» **EXERCISE**: State only the number of lines that contain the string "with".

== STORED DATA

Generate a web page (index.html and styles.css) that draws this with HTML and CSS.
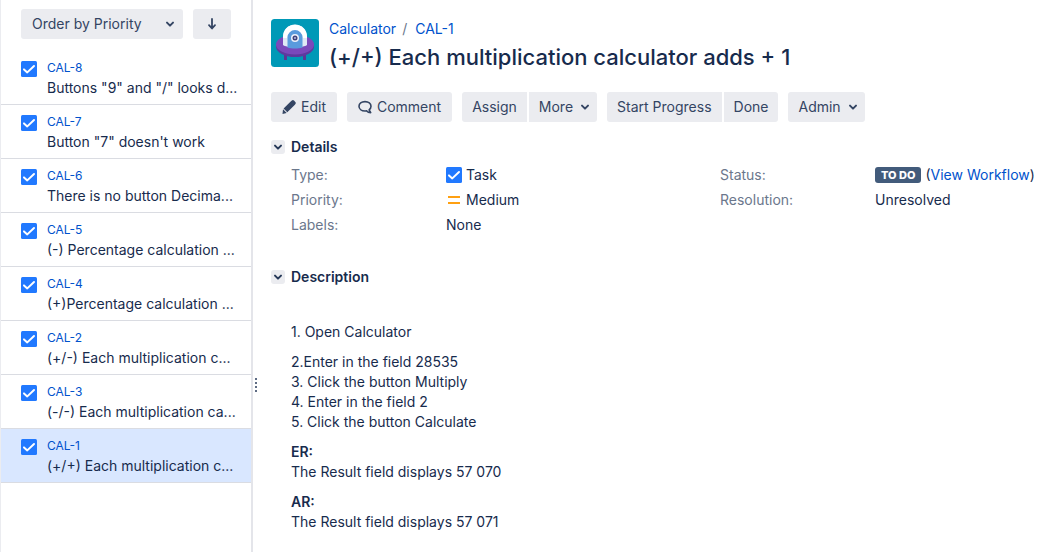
FILE: index.html
```
<!DOCTYPE html>
<html lang="en">
<head>
<meta charset="utf-8">
<title>CAL-1 (+/+) Each multiplication calculator adds + 1</title>
<link rel="stylesheet" href="styles.css">
</head>
<body>
<svg class="sprite" aria-hidden="true">
  <symbol id="task" viewBox="0 0 16 16"><rect width="16" height="16" rx="1.5" fill="#2179ff"/><path d="M3 8.400l3.300 3L13 5" fill="none" stroke="#fff" stroke-width="2" stroke-linecap="round" stroke-linejoin="round"/></symbol>
  <symbol id="chevron" viewBox="0 0 10 10"><path d="M2 3.600l3 3 3-3" fill="none" stroke="currentColor" stroke-width="2" stroke-linecap="round" stroke-linejoin="round"/></symbol>
</svg>
<div class="layout">
  <aside class="sidebar">
    <div class="order">
      <button class="btn order-by">Order by Priority<svg class="chevron"><use href="#chevron"/></svg></button>
      <button class="btn order-dir" aria-label="Sort descending"><svg class="arrow" viewBox="0 0 12 12"><path d="M6 1v9M3 7.200l3 3.300 3-3.300" fill="none" stroke="currentColor" stroke-width="1.800" stroke-linecap="round" stroke-linejoin="round"/></svg></button>
    </div>
    <ul class="issues">
      <li class="issue"><svg class="task"><use href="#task"/></svg><div class="issue-text"><a class="key" href="#">CAL-8</a><span class="summary">Buttons "9" and "/" looks d...</span></div></li>
      <li class="issue"><svg class="task"><use href="#task"/></svg><div class="issue-text"><a class="key" href="#">CAL-7</a><span class="summary">Button "7" doesn't work</span></div></li>
      <li class="issue"><svg class="task"><use href="#task"/></svg><div class="issue-text"><a class="key" href="#">CAL-6</a><span class="summary">There is no button Decima...</span></div></li>
      <li class="issue"><svg class="task"><use href="#task"/></svg><div class="issue-text"><a class="key" href="#">CAL-5</a><span class="summary">(-) Percentage calculation ...</span></div></li>
      <li class="issue"><svg class="task"><use href="#task"/></svg><div class="issue-text"><a class="key" href="#">CAL-4</a><span class="summary">(+)Percentage calculation ...</span></div></li>
      <li class="issue"><svg class="task"><use href="#task"/></svg><div class="issue-text"><a class="key" href="#">CAL-2</a><span class="summary">(+/-) Each multiplication c...</span></div></li>
      <li class="issue"><svg class="task"><use href="#task"/></svg><div class="issue-text"><a class="key" href="#">CAL-3</a><span class="summary">(-/-) Each multiplication ca...</span></div></li>
      <li class="issue selected"><svg class="task"><use href="#task"/></svg><div class="issue-text"><a class="key" href="#">CAL-1</a><span class="summary">(+/+) Each multiplication c...</span></div></li>
    </ul>
    <div class="grip"><i></i><i></i><i></i><i></i></div>
  </aside>
  <main class="main">
    <header class="header">
      <svg class="avatar" viewBox="0 0 48 48" aria-hidden="true">
        <rect width="48" height="48" rx="3.500" fill="#0099b7"/>
        <path d="M13 34h3v7h-3zM32 34h3v7h-3z" fill="#5a3696"/>
        <ellipse cx="24" cy="27.500" rx="19" ry="10.500" fill="#5e3a9e"/>
        <ellipse cx="24" cy="25.500" rx="19" ry="10" fill="#7a49bb"/>
        <path d="M12 26V17.500a12 12 0 0 1 24 0V26c-3 3-21 3-24 0z" fill="#dfe9f5"/>
        <path d="M13 13a12 12 0 0 1 22 0c1 3 1 5 1 6h-4c-1-9-15-9-16 0h-4c0-1 0-3 1-6z" fill="#fff"/>
        <path d="M16.500 28.500V18.500a7.500 7.500 0 0 1 15 0v10c-4 1.300-11 1.300-15 0z" fill="#5a9bdd"/>
        <circle cx="24" cy="19" r="4" fill="#eef2fb"/><circle cx="24" cy="19" r="2.500" fill="#42437a"/><circle cx="24" cy="19" r="1" fill="#b3bde0"/>
      </svg>
      <div class="titles">
        <nav class="crumbs"><a href="#">Calculator</a><span class="slash">/</span><a href="#">CAL-1</a></nav>
        <h1>(+/+) Each multiplication calculator adds + 1</h1>
      </div>
    </header>
    <div class="toolbar">
      <button class="btn with-icon"><svg class="icon" viewBox="0 0 14 14"><path d="M9.200 1l.7-.5a1.600 1.600 0 0 1 2.100.1l1.300 1.300a1.600 1.600 0 0 1 .1 2.100l-.5.700-7.600 7.600-3.700-3.700zM1 9.300l3.700 3.700-4.200 1z" fill="currentColor"/></svg>Edit</button>
      <button class="btn with-icon"><svg class="icon" viewBox="0 0 14 14"><path d="M7 1.600c3.500 0 6 2 6 4.700 0 1.500-.7 2.700-1.900 3.500l1.600 2.800c-1.900 0-3.100-.6-4-1.700A9 9 0 0 1 7 11c-3.500 0-6-2-6-4.700s2.500-4.700 6-4.700z" fill="none" stroke="currentColor" stroke-width="1.600" stroke-linejoin="round"/></svg>Comment</button>
      <div class="group"><button class="btn">Assign</button><button class="btn">More<svg class="chevron"><use href="#chevron"/></svg></button></div>
      <div class="group"><button class="btn">Start Progress</button><button class="btn">Done</button></div>
      <button class="btn">Admin<svg class="chevron"><use href="#chevron"/></svg></button>
    </div>
    <section class="details">
      <h2><button class="toggle" aria-label="Toggle details"><svg class="chevron"><use href="#chevron"/></svg></button>Details</h2>
      <dl class="fields">
        <dt>Type:</dt><dd><svg class="task"><use href="#task"/></svg>Task</dd>
        <dt>Status:</dt><dd><span class="lozenge">TO DO</span><span>(<a href="#">View Workflow</a>)</span></dd>
        <dt>Priority:</dt><dd><svg class="task" viewBox="0 0 16 16"><path d="M2 4h12v2H2zM2 10h12v2H2z" fill="#ffa011"/></svg>Medium</dd>
        <dt>Resolution:</dt><dd>Unresolved</dd>
        <dt>Labels:</dt><dd>None</dd>
      </dl>
    </section>
    <section class="description">
      <h2><button class="toggle" aria-label="Toggle description"><svg class="chevron"><use href="#chevron"/></svg></button>Description</h2>
      <div class="text">
        <p>1. Open Calculator</p>
        <p>2.Enter in the field 28535<br>3. Click the button Multiply<br>4. Enter in the field 2<br>5. Click the button Calculate</p>
        <p><b>ER:</b><br>The Result field displays 57 070</p>
        <p><b>AR:</b><br>The Result field displays 57 071</p>
      </div>
    </section>
  </main>
</div>
</body>
</html>
```
FILE: styles.css
```
* { box-sizing: border-box; }
body {
  margin: 0;
  background: #fff;
  color: #172b4d;
  font: 14px/20px Inter, "Liberation Sans", sans-serif;
}
a { color: #0052cc; text-decoration: none; }
h1, h2, p, ul, dl, dd { margin: 0; padding: 0; }
svg { flex: none; }
.sprite { position: absolute; width: 0; height: 0; }
.layout { display: flex; min-height: 100vh; }

.sidebar {
  position: relative;
  flex: none;
  width: 253px;
  border-left: 1px solid #ebecf0;
  border-right: 2px solid #e4e5ea;
}
.order { display: flex; gap: 10px; padding: 9px 20px 12px; }
.btn {
  display: flex;
  align-items: center;
  justify-content: center;
  gap: 6px;
  height: 30px;
  padding: 0 10px;
  border: 0;
  border-radius: 3px;
  background: #ebecf0;
  color: #344563;
  font: inherit;
  white-space: nowrap;
}
.order-by { flex: 1; justify-content: space-between; padding: 0 8px 0 11px; }
.order-dir { width: 38px; }
.with-icon { gap: 5px; padding: 0 11px; }
.chevron { width: 10px; height: 10px; }
.arrow { width: 12px; height: 12px; }
.task { width: 16px; height: 16px; }
.issues { list-style: none; }
.issue {
  display: flex;
  gap: 10px;
  padding: 7px 12px 6px 20px;
  border-bottom: 1px solid #dadce2;
}
.issue .task { margin-top: 3px; }
.selected { background: #d9e7ff; }
.issue-text { display: flex; flex-direction: column; min-width: 0; }
.key { font-size: 12px; }
.summary { white-space: nowrap; }
.grip {
  position: absolute;
  top: 378px;
  right: -6px;
  display: grid;
  gap: 2px;
}
.grip i { width: 2px; height: 2px; background: #5e6c84; }

.main { flex: 1; min-width: 0; padding: 19px 6px 20px 18px; }
.header { display: flex; gap: 10px; }
.avatar { width: 48px; height: 48px; }
.crumbs { display: flex; }
.slash { padding: 0 8px 0 6px; color: #6b778c; }
h1 { margin-top: 4px; font-size: 22px; line-height: 28px; font-weight: 500; }
.toolbar { display: flex; flex-wrap: wrap; gap: 10px; margin-top: 21px; }
.icon { width: 14px; height: 14px; }
.group { display: flex; gap: 2px; }
.group .btn:first-child { border-radius: 3px 0 0 3px; }
.group .btn:last-child { border-radius: 0 3px 3px 0; }
.toolbar .chevron { margin: 0 -3px 0 1px; }

h2 { display: flex; align-items: center; gap: 6px; font-size: 14px; line-height: 20px; font-weight: 600; }
.toggle {
  display: grid;
  place-items: center;
  width: 14px;
  height: 14px;
  padding: 0;
  border: 0;
  border-radius: 3px;
  background: #ebecf0;
  color: #253858;
}
.details { margin-top: 15px; }
.fields {
  display: grid;
  grid-template-columns: 155px 274fr 155px 163fr;
  row-gap: 5px;
  padding: 8px 0 0 20px;
}
dt { color: #6b778c; }
dd { display: flex; align-items: center; gap: 4px; white-space: nowrap; }
.lozenge {
  padding: 0 6px;
  border-radius: 3px;
  background: #425b7b;
  color: #fff;
  font-size: 11px;
  line-height: 16px;
  font-weight: 800;
}
.description { margin-top: 32px; }
.text { display: grid; gap: 10px; padding: 35px 0 0 20px; }
b { font-weight: 600; }
```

====

» **RESPONSE BELOW**: 4